According to the US Government Earthquake Hazards Program, there’s a 20% chance within the next 20 years that it could happen at any moment near Los Angeles. However, if the slip starts further up north near San Francisco, the probability of it happening in the next 20 years spikes up to nearly 75%. The overall probability of an earthquake greater than a magnitude of 6.7 striking within the next 30 years is over 99%, just shy of being 100% certain. Quite clearly, we’re at constant risk for an earthquake happening, whether we like it or not.

Just because the earthquake could happen at any time doesn’t mean we’re necessarily at risk here in Eagle Rock, right? While it may be the case that Eagle Rock is over 100 miles away from the San Andreas fault itself, the main fault isn’t the only possible trigger in the entire San Andreas fault zone. Many smaller branches of the fault break off all across California, making their way through spots all over LA. For example, a fault line runs directly under Dodger Stadium, threatening the entire surrounding area with a powerful earthquake. Leading seismologist Lucy Jones stated in an interview in 2012 that, “The earthquake is inevitable and disruption is inevitable.” Still, even more worrying is that a separate fault branch runs directly under Pasadena- and right into Eagle Rock. Without a doubt, we’re definitely at risk of a destructive earthquake.

Earlier this year, Eagle Rock High School became the first public school in California to receive a new early warning system for earthquakes that are to be installed across the city. The system was developed by Early Warning Labs, who’ve partnered with LAUSD to install the system into the already existing public announcement systems of three public schools. Through a hard-wired network of sensors that detect the initial wave of seismic activity, the early warning system can alert students and staff before the shaking even begins. The warning also includes the level of expected shaking, and how much time is left to get to cover. A similar system is being used to develop Early Warning Labs’ phone app QuakeAlert, which uses an online version of the same system across L.A. to warn you of an earthquake before it strikes.
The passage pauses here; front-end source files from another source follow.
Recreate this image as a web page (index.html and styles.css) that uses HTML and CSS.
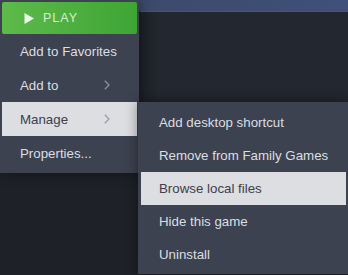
FILE: index.html
```html
<!DOCTYPE html>
<html lang="en">
  <head>
    <meta charset="UTF-8">
    <meta name="viewport" content="width=device-width, initial-scale=1">
    <title>Library context menu</title>
    <link rel="stylesheet" href="styles.css">
  </head>
  <body>
    <div class="scene">
      <div class="topbar"></div>
      <div class="content">
        <div class="sidebar"></div>
        <div class="panel"></div>
      </div>

      <div class="menu main-menu">
        <button class="play-button">
          <svg class="play-icon" width="10" height="11" viewBox="0 0 10 11"><path d="M0.5 0 L10 5.5 L0.5 11 Z" fill="#eef7ea"/></svg>
          <span>PLAY</span>
        </button>
        <div class="menu-item">Add to Favorites</div>
        <div class="menu-item has-sub">Add to
          <svg class="chevron" width="6" height="10" viewBox="0 0 6 10"><path d="M0.8 0.8 L5 5 L0.8 9.2" fill="none" stroke="currentColor" stroke-width="1.3"/></svg>
        </div>
        <div class="menu-item has-sub active">Manage
          <svg class="chevron" width="6" height="10" viewBox="0 0 6 10"><path d="M0.8 0.8 L5 5 L0.8 9.2" fill="none" stroke="currentColor" stroke-width="1.3"/></svg>
        </div>
        <div class="menu-item">Properties...</div>
      </div>

      <div class="menu sub-menu">
        <div class="menu-item">Add desktop shortcut</div>
        <div class="menu-item">Remove from Family Games</div>
        <div class="menu-item active">Browse local files</div>
        <div class="menu-item">Hide this game</div>
        <div class="menu-item">Uninstall</div>
      </div>
    </div>
  </body>
</html>
```

FILE: styles.css
```css
html, body {
  margin: 0;
  width: 100%;
  height: 100%;
  background-color: #23262e;
  overflow: hidden;
}

.scene {
  position: relative;
  width: 348px;
  height: 275px;
  font-family: "Liberation Sans", Arial, sans-serif;
  font-size: 13.3px;
}

.topbar {
  height: 11px;
  background: linear-gradient(to right, #3a4560, #40507a);
}

.content {
  display: flex;
  height: 264px;
}

.sidebar {
  width: 140px;
  background-color: #1e2127;
}

.panel {
  flex: 1;
  background: linear-gradient(to right, #1d2027, #23272f 20px);
  border-top: 1px solid #4a5572;
}

.menu {
  position: absolute;
  box-sizing: border-box;
  background-color: #3d4250;
  box-shadow: 0 0 12px rgba(0, 0, 0, 0.45);
}

.main-menu {
  left: 0;
  top: 0;
  width: 139px;
  padding: 2px 2px 3px 2px;
}

.sub-menu {
  left: 138px;
  top: 102px;
  width: 211px;
  padding: 4px 3px 3px 3px;
  background-color: #3c4250;
}

.sub-menu .menu-item {
  height: 33px;
}

.play-button {
  display: flex;
  align-items: center;
  width: 100%;
  height: 32px;
  padding: 0 0 0 22px;
  border: none;
  border-radius: 2px;
  background: linear-gradient(to right, #5dba4b, #3ea535);
  color: #d6efce;
  font-family: inherit;
  font-size: 12.5px;
  letter-spacing: 1px;
  cursor: pointer;
}

.play-icon {
  margin-right: 9px;
}

.menu-item {
  display: flex;
  align-items: center;
  height: 34px;
  padding-left: 18px;
  color: #dcdee2;
  white-space: nowrap;
}

.menu-item.active {
  background-color: #dcdee2;
  color: #3b404c;
}

.has-sub {
  position: relative;
}

.chevron {
  position: absolute;
  left: 102px;
  top: 12px;
  color: #8b909b;
}

.active .chevron {
  color: #9a9da6;
}
```
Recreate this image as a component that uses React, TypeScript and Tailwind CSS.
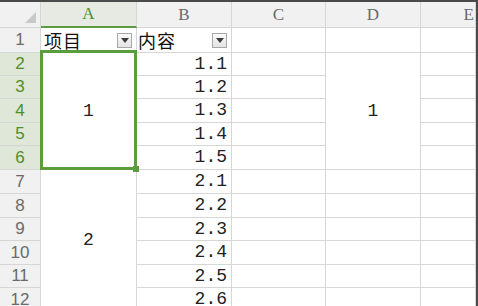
import React from "react";

const line = "border-r border-b border-[#d6d6d6]";
const hdr = `${line} bg-[#f1f1f1] flex items-center justify-center text-[#6a6a6a]`;
const cell = `${line} bg-white`;
const mono = { fontFamily: '"Liberation Mono", monospace' };
const cjk = { fontFamily: '"Noto Sans CJK SC", "Liberation Serif", serif' };
const serif = { fontFamily: '"Liberation Serif", serif' };
const sans = { fontFamily: '"Liberation Sans", Arial, sans-serif' };

function Drop() {
  return (
    <div className="w-[15px] h-[15px] border border-[#a8a8a8] bg-gradient-to-b from-[#fafafa] to-[#e4e4e4] flex items-center justify-center shrink-0">
      <svg width="8" height="5" viewBox="0 0 8 5">
        <path d="M0 0 L8 0 L4 5 Z" fill="#3c3c3c" />
      </svg>
    </div>
  );
}

function RowHead({ n, sel }: { n: number; sel?: boolean }) {
  return (
    <div
      className={`${line} flex items-center justify-center text-[17px] ${
        sel ? "bg-[#dfe8d8] text-[#4e8d2e]" : "bg-[#f1f1f1] text-[#6a6a6a]"
      }`}
      style={sans}
    >
      {n}
    </div>
  );
}

function Num({ v }: { v: string }) {
  return (
    <div className={`${cell} flex items-center justify-end pr-[4px] text-[18px] text-[#222]`} style={mono}>
      {v}
    </div>
  );
}

export default function App() {
  const rows: React.ReactNode[] = [];
  const bvals = ["1.1", "1.2", "1.3", "1.4", "1.5", "2.1", "2.2", "2.3", "2.4", "2.5", "2.6"];
  for (let r = 2; r <= 12; r++) {
    rows.push(<RowHead key={`h${r}`} n={r} sel={r >= 2 && r <= 6} />);
    if (r === 2) {
      rows.push(
        <div key="a2" className={`${cell} row-span-5 flex items-center justify-center text-[18px] text-[#222]`} style={mono}>
          1
        </div>
      );
    }
    if (r === 7) {
      rows.push(
        <div key="a7" className={`${cell} row-span-6 flex items-center justify-center text-[18px] text-[#222]`} style={mono}>
          2
        </div>
      );
    }
    rows.push(<Num key={`b${r}`} v={bvals[r - 2]} />);
    rows.push(<div key={`c${r}`} className={cell} />);
    if (r === 2) {
      rows.push(
        <div key="d2" className={`${cell} row-span-5 flex items-center justify-center text-[18px] text-[#222]`} style={mono}>
          1
        </div>
      );
    } else if (r > 6) {
      rows.push(<div key={`d${r}`} className={cell} />);
    }
    rows.push(<div key={`e${r}`} className={cell} />);
  }

  return (
    <div className="w-[478px] h-[306px] overflow-hidden bg-white">
      <div className="relative border-t-2 border-r-2 border-[#4a4a4a] w-[478px]">
        <div className="grid grid-cols-[41px_96px_95px_94px_95px_55px] grid-rows-[26px_25px_23px_23px_24px_23px_24px_24px_24px_23px_24px_23px_24px]">
          {/* header row */}
          <div className={`${hdr} relative`}>
            <svg className="absolute right-[4px] bottom-[4px]" width="11" height="11" viewBox="0 0 11 11">
              <path d="M11 0 L11 11 L0 11 Z" fill="#c9c9c9" />
            </svg>
          </div>
          <div
            className="border-r border-[#d6d6d6] border-b-2 border-b-[#5b9c3c] bg-[#e6eae2] flex items-center justify-center text-[17px] text-[#4e8d2e]"
            style={serif}
          >
            A
          </div>
          <div className={`${hdr} text-[17px]`} style={serif}>B</div>
          <div className={`${hdr} text-[17px]`} style={serif}>C</div>
          <div className={`${hdr} text-[17px]`} style={serif}>D</div>
          <div className={`${hdr} text-[17px] justify-end pr-[1px]`} style={serif}>E</div>

          {/* row 1 */}
          <RowHead n={1} />
          <div className={`${cell} flex items-center justify-between pl-[3px] pr-[4px] text-[18px] tracking-[1px] text-[#111]`} style={cjk}>
            <span>项目</span>
            <Drop />
          </div>
          <div className={`${cell} flex items-center justify-between pl-[1px] pr-[4px] text-[18px] tracking-[1px] text-[#111]`} style={cjk}>
            <span>内容</span>
            <Drop />
          </div>
          <div className={cell} />
          <div className={cell} />
          <div className={cell} />

          {rows}
        </div>

        {/* selection overlay */}
        <div className="absolute left-[40px] top-[48px] w-[97px] h-[120px] border-[3px] border-[#5b9c3c] pointer-events-none" />
        <div className="absolute left-[133px] top-[164px] w-[6px] h-[6px] bg-[#5b9c3c] pointer-events-none" />
      </div>
    </div>
  );
}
The app is free to download, and is highly recommended to anyone living in the L.A. area.

So what should you be doing about it? The easiest step you can take is to talk with your family about an Earthquake plan. Wherever you might be in your home, remember Drop, Cover, Hold. Drop close to the ground, Cover under anything you can, Hold onto a stable object with one hand to keep yourself as stationary as possible. It also is a great idea to keep gallons of bottled water and non-perishable foodstuffs stored somewhere safe and easily accessible. There are plenty of government resources on the internet to help prepare yourself better for an earthquake, and as someone living in a high risk area, it’s important to know how to stay safe in an earthquake.